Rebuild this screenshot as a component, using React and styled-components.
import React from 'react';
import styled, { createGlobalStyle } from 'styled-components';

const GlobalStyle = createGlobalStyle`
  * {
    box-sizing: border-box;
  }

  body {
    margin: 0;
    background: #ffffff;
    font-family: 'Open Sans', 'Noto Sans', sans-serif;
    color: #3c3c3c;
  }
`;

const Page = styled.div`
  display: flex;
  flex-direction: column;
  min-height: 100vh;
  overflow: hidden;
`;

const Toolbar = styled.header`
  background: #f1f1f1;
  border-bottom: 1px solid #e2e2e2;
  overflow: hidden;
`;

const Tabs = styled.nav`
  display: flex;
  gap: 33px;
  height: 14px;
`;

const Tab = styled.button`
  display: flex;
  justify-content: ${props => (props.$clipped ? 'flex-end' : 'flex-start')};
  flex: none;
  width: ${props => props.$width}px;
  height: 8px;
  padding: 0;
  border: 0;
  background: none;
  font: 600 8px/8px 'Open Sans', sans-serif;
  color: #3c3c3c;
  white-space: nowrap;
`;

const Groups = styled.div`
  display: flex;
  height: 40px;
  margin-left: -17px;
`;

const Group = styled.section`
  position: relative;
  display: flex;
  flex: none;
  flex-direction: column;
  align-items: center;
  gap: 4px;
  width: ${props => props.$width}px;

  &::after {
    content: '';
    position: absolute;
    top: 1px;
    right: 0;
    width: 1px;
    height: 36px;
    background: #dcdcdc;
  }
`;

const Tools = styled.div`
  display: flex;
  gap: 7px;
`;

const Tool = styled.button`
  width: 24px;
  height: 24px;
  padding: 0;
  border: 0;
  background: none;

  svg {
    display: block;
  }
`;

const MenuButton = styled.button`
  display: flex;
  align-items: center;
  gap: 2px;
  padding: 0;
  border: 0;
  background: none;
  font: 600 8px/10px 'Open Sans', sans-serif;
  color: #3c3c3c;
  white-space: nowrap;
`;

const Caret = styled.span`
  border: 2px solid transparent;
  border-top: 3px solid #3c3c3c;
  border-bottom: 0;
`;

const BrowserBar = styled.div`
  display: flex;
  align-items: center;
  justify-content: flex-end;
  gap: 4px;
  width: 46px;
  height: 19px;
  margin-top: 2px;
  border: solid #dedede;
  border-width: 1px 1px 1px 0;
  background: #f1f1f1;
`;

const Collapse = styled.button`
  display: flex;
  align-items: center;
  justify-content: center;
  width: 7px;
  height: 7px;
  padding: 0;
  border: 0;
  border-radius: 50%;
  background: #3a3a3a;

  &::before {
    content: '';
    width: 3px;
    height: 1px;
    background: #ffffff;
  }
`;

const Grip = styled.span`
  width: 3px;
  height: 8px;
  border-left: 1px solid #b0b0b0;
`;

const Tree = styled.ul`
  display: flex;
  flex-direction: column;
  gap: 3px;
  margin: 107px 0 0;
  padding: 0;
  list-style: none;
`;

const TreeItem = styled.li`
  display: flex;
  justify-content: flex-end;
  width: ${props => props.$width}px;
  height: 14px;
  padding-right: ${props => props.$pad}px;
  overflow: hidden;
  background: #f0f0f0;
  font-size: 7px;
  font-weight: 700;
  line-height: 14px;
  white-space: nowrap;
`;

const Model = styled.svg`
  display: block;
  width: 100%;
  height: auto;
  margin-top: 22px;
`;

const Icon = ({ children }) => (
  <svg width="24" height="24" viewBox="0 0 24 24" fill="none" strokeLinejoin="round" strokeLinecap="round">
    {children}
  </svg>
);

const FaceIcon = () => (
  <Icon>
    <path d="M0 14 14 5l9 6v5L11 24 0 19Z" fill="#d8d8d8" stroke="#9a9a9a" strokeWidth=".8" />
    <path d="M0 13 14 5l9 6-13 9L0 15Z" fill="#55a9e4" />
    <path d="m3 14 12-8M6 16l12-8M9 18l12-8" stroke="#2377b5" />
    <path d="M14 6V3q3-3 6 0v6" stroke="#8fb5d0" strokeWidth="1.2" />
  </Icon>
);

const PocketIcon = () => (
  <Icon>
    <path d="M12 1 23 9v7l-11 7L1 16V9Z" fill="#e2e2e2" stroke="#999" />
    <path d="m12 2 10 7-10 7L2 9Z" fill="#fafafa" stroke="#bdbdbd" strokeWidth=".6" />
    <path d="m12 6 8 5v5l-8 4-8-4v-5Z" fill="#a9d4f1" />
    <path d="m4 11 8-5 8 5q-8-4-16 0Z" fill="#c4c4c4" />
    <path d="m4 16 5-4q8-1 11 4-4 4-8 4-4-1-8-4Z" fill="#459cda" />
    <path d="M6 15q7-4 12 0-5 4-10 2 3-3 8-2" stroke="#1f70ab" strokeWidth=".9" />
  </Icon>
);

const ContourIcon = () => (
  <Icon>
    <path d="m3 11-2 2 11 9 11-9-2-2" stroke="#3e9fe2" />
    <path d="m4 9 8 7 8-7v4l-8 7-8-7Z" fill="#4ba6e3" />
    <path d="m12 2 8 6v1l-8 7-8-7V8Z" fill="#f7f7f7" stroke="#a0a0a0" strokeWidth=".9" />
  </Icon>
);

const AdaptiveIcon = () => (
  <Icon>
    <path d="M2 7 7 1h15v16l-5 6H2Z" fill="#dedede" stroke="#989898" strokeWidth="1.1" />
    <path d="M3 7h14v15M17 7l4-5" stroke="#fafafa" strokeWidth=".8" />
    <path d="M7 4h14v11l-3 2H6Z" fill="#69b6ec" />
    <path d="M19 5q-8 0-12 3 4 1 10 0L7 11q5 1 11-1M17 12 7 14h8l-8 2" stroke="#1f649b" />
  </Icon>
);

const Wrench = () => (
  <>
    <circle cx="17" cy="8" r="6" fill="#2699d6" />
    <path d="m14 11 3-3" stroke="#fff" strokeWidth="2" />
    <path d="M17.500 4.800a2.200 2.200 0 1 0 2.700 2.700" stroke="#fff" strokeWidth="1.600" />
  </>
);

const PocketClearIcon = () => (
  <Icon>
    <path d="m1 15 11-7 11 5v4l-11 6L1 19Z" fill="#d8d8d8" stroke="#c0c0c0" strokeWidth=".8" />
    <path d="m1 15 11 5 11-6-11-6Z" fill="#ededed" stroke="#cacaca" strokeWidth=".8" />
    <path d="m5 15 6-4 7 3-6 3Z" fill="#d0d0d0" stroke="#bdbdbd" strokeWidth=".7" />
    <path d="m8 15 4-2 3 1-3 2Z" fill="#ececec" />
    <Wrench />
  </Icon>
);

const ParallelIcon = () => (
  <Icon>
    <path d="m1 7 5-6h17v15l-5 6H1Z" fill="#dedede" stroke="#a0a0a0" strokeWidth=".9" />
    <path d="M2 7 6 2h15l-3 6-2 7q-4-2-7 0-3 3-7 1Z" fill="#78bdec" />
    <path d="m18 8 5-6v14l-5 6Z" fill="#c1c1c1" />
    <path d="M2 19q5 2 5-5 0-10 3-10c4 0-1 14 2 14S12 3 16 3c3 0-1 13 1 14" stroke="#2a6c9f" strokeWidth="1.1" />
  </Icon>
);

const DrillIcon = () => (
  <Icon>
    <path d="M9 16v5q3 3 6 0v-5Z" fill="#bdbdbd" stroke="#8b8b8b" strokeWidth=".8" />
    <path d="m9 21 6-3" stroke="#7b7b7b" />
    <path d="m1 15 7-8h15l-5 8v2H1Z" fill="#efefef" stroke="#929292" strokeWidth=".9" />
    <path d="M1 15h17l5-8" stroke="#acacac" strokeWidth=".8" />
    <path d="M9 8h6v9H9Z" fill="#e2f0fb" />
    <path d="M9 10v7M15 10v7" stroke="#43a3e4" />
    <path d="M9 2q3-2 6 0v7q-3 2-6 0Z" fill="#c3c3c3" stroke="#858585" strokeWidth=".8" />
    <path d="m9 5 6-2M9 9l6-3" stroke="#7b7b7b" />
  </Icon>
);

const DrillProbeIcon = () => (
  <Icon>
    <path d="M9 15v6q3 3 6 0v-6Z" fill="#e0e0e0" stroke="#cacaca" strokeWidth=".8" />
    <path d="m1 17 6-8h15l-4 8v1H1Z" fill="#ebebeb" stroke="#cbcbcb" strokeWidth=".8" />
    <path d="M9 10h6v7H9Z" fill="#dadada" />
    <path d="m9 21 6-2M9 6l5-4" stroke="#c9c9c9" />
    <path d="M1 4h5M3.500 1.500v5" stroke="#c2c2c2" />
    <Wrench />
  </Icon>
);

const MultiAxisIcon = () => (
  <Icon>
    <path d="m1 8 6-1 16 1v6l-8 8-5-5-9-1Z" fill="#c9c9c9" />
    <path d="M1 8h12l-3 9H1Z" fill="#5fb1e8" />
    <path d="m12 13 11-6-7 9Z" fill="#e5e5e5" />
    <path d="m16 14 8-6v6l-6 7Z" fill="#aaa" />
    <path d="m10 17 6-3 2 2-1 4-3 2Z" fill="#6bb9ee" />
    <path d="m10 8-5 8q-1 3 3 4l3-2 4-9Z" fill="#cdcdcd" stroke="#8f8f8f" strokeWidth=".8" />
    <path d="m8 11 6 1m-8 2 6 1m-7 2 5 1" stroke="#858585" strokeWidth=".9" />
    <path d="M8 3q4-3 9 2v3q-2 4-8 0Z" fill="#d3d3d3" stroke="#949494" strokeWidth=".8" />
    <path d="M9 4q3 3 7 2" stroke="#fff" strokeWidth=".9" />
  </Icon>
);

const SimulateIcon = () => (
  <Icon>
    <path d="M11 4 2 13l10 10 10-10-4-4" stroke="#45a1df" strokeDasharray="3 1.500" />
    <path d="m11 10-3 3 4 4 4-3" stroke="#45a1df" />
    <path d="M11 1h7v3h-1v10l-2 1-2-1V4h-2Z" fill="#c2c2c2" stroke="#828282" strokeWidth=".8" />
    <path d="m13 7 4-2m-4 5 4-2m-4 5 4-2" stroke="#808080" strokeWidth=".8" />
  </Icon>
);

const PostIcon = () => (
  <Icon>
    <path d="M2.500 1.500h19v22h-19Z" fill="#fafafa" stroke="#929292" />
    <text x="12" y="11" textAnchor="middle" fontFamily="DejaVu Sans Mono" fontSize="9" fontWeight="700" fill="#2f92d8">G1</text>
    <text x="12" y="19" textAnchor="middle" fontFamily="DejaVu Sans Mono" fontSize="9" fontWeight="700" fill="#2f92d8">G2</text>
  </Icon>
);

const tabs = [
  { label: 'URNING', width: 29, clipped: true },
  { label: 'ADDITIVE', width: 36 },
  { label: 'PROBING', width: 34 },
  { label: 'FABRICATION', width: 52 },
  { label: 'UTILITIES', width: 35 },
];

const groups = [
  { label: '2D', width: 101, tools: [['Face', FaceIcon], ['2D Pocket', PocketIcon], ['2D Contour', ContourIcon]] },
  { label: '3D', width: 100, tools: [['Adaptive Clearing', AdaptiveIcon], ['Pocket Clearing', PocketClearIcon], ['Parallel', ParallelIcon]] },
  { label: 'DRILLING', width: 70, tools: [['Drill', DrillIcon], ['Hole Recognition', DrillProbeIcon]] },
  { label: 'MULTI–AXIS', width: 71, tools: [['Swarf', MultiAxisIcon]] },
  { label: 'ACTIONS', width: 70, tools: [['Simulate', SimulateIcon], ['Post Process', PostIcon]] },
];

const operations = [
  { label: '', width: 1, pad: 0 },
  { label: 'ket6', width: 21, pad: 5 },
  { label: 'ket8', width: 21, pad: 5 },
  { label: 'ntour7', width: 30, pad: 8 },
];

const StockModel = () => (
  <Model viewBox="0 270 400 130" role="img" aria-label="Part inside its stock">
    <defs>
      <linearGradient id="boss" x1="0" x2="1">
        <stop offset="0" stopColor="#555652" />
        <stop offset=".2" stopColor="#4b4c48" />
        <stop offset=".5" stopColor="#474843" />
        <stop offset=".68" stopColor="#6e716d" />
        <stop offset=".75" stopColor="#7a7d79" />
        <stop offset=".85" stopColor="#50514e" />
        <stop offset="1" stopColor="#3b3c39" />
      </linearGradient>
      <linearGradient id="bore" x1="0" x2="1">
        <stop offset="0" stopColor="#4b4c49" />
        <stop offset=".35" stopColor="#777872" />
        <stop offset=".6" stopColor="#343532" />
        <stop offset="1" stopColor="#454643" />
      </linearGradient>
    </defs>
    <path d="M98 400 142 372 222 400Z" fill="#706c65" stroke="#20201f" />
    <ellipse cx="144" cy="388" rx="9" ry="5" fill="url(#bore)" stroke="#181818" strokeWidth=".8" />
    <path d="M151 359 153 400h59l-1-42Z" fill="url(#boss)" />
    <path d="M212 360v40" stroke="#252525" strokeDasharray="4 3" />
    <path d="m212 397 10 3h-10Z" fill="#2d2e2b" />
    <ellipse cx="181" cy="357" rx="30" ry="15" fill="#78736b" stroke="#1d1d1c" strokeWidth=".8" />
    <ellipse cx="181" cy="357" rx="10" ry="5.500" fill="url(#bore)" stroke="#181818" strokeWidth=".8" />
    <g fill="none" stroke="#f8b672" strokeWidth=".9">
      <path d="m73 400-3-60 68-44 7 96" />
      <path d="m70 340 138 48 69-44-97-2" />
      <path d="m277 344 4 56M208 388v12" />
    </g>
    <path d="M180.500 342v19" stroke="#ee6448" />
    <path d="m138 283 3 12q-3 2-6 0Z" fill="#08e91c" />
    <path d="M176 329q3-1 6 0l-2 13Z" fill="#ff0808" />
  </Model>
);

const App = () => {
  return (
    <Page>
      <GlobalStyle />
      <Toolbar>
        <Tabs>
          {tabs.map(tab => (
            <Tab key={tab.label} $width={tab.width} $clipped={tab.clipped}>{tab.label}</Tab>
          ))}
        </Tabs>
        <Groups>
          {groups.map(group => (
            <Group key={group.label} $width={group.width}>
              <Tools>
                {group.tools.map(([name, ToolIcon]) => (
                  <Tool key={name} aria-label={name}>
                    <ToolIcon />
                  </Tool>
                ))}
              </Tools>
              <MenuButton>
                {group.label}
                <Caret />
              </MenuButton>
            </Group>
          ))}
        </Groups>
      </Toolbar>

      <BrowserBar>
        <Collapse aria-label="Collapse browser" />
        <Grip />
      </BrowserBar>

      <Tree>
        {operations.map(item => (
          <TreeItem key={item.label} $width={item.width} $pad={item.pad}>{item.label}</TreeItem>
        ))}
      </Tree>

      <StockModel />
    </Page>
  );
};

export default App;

---------------

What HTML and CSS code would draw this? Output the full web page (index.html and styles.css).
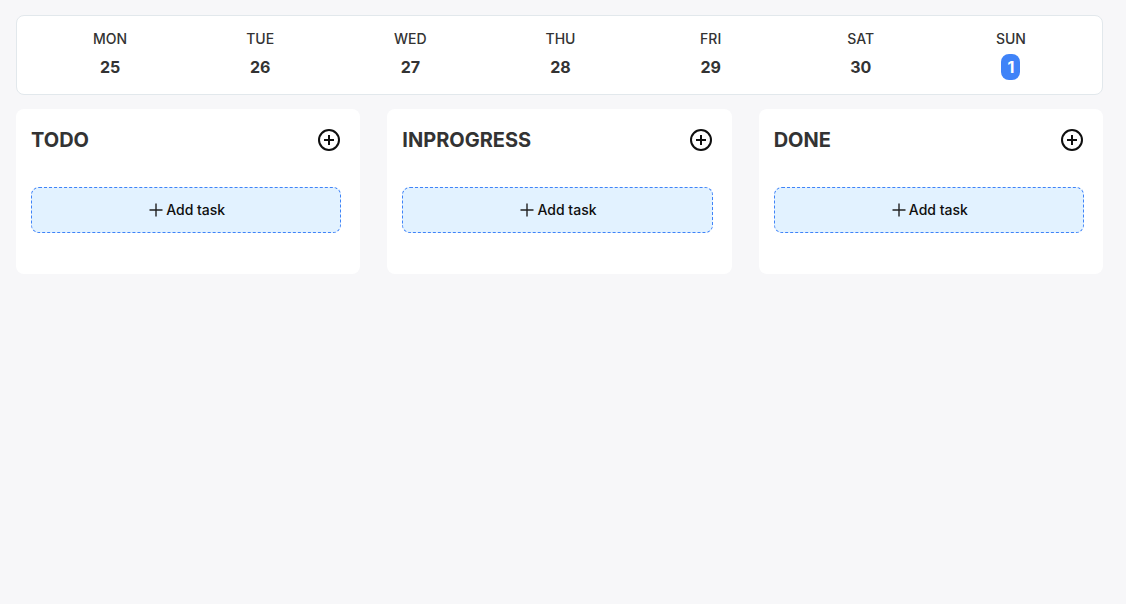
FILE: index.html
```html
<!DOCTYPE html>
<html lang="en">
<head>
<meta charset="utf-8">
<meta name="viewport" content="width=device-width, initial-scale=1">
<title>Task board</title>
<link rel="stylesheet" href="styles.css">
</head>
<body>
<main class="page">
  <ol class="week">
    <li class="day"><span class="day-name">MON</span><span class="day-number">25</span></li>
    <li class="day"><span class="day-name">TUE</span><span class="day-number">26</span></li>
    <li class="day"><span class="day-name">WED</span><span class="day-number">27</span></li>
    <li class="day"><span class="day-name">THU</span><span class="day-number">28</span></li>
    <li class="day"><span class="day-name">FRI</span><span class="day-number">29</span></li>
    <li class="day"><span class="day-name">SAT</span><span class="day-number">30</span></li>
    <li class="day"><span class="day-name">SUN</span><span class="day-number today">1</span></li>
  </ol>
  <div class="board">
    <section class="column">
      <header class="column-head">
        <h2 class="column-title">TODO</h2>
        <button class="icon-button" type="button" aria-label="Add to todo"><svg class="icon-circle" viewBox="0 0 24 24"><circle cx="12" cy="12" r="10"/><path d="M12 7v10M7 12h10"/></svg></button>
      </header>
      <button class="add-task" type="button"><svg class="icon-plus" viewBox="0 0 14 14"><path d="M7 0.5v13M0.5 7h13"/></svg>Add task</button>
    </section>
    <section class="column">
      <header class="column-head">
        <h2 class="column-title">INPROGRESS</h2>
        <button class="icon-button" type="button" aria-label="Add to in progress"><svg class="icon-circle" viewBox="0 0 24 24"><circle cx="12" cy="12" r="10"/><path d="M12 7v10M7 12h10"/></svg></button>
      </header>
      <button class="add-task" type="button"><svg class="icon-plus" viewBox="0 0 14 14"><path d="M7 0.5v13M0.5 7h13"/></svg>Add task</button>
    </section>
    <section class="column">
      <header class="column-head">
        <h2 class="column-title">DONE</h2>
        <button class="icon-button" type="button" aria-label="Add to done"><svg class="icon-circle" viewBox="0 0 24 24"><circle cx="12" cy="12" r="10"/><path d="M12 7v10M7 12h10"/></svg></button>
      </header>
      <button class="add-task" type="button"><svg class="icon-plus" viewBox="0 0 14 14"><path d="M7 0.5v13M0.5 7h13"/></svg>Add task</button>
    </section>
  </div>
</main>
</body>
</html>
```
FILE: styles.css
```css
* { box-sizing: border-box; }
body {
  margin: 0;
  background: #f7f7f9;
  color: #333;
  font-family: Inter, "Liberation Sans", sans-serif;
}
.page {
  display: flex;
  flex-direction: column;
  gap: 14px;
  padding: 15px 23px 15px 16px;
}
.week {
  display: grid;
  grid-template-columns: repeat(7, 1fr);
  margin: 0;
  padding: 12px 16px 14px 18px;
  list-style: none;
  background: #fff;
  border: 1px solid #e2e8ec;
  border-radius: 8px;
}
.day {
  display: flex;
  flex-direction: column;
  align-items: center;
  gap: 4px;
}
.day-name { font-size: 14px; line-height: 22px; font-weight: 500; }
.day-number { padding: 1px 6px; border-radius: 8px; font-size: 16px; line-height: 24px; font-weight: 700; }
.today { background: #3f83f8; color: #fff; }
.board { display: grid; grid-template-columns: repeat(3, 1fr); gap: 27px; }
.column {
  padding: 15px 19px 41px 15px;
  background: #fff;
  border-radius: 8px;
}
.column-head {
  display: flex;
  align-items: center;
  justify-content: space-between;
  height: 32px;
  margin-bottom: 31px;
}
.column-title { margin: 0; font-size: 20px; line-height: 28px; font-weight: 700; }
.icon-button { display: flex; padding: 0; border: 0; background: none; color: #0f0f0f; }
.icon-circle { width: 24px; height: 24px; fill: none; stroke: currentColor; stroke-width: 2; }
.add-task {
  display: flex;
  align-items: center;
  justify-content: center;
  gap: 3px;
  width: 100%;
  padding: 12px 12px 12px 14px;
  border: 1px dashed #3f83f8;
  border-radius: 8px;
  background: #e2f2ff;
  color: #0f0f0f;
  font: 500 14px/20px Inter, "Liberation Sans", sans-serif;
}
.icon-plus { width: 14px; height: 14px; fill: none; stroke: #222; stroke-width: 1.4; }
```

---------------

## Written exercise
Identify and copy all lines with the word "this".

## Written response
Rebuild this screenshot as a component, using React and styled-components.
What HTML and CSS code would draw this? Output the full web page (index.html and styles.css).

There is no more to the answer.